Purpose : This research aims to assess the accuracy of patient-specific finite element (FE)-based modelling for predicting corneal geometric responses to LASIK.

Methods : Retrospectively, baseline corneal tomography (Pentacam) data from 11 eyes of 7 subjects (age: 43.0 ± 10.3 years, mean spherical equivalent refractive error treated: -2.61D, range: -1.00 to -4.50D) were used to generate eye models with patient-specific corneal geometries. Point cloud data from tomography was reconstructed using Zernike fits and the model was discretized with 20 node hexahedral elements with in-house meshing code. Then, custom FE code with a microstructurally motivated material model and prestressing algorithm was used to simulate the LASIK (flap and myopic photoablation) procedure. In the current study, a multi-scale approach was employed to capture the anisotropic and non-linear corneal response. Anterior tangential and axial curvatures as well as elevation maps were computed for the central circular area (3, 5, and 8mm diameter). FE-derived values were compared to preop (verification) and postop (validation) clinical tomography to evaluate the predictive performance of the computational models.

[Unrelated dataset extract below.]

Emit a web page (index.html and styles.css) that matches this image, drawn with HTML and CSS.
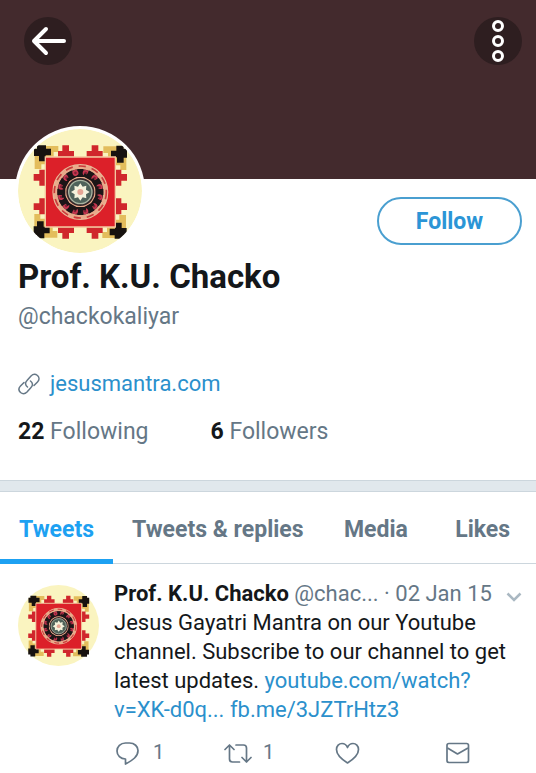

Results : The differences in preop shape (FE derived - clinical values) were as follows: for tangential curvature, -0.01±0.35 D (3mm), -0.01±0.41 D (5mm) and -0.01±0.64 D (8mm); for axial curvature, 0.05±0.37 D (3mm), 0.03±0.31 D(5mm) and 0.02±0.25 D (8mm); for elevation, -0.2±0.4 µm (3mm), -0.3±0.4 µm(5mm) and -0.3±0.4 µm (8mm). Prediction errors for post-Lasik data were as follows: for tangential curvature, -0.36±1.13 D (3mm), -0.61±1.22 D (5mm) and -0.13±1.73 D (8mm); for axial curvature, 0.03±1.24 D (3mm), -0.20±1.09 D (5mm) and -0.27±0.93 D (8mm); for elevation, -0.2±2.0 µm (3mm), 0.3±2.2 µm (5mm) and 0.3±2.7 µm (8mm).

Conclusions : FE models with patient-specific corneal geometries can predict LASIK outcomes with a mean error within the limits of clinical significance, potentially providing valuable insights for clinicians in treatment planning. Variance in curvature predictions may improve by incorporating patient-specific material properties.

This abstract was presented at the 2024 ARVO Annual Meeting, held in Seattle, WA, May 5-9, 2024.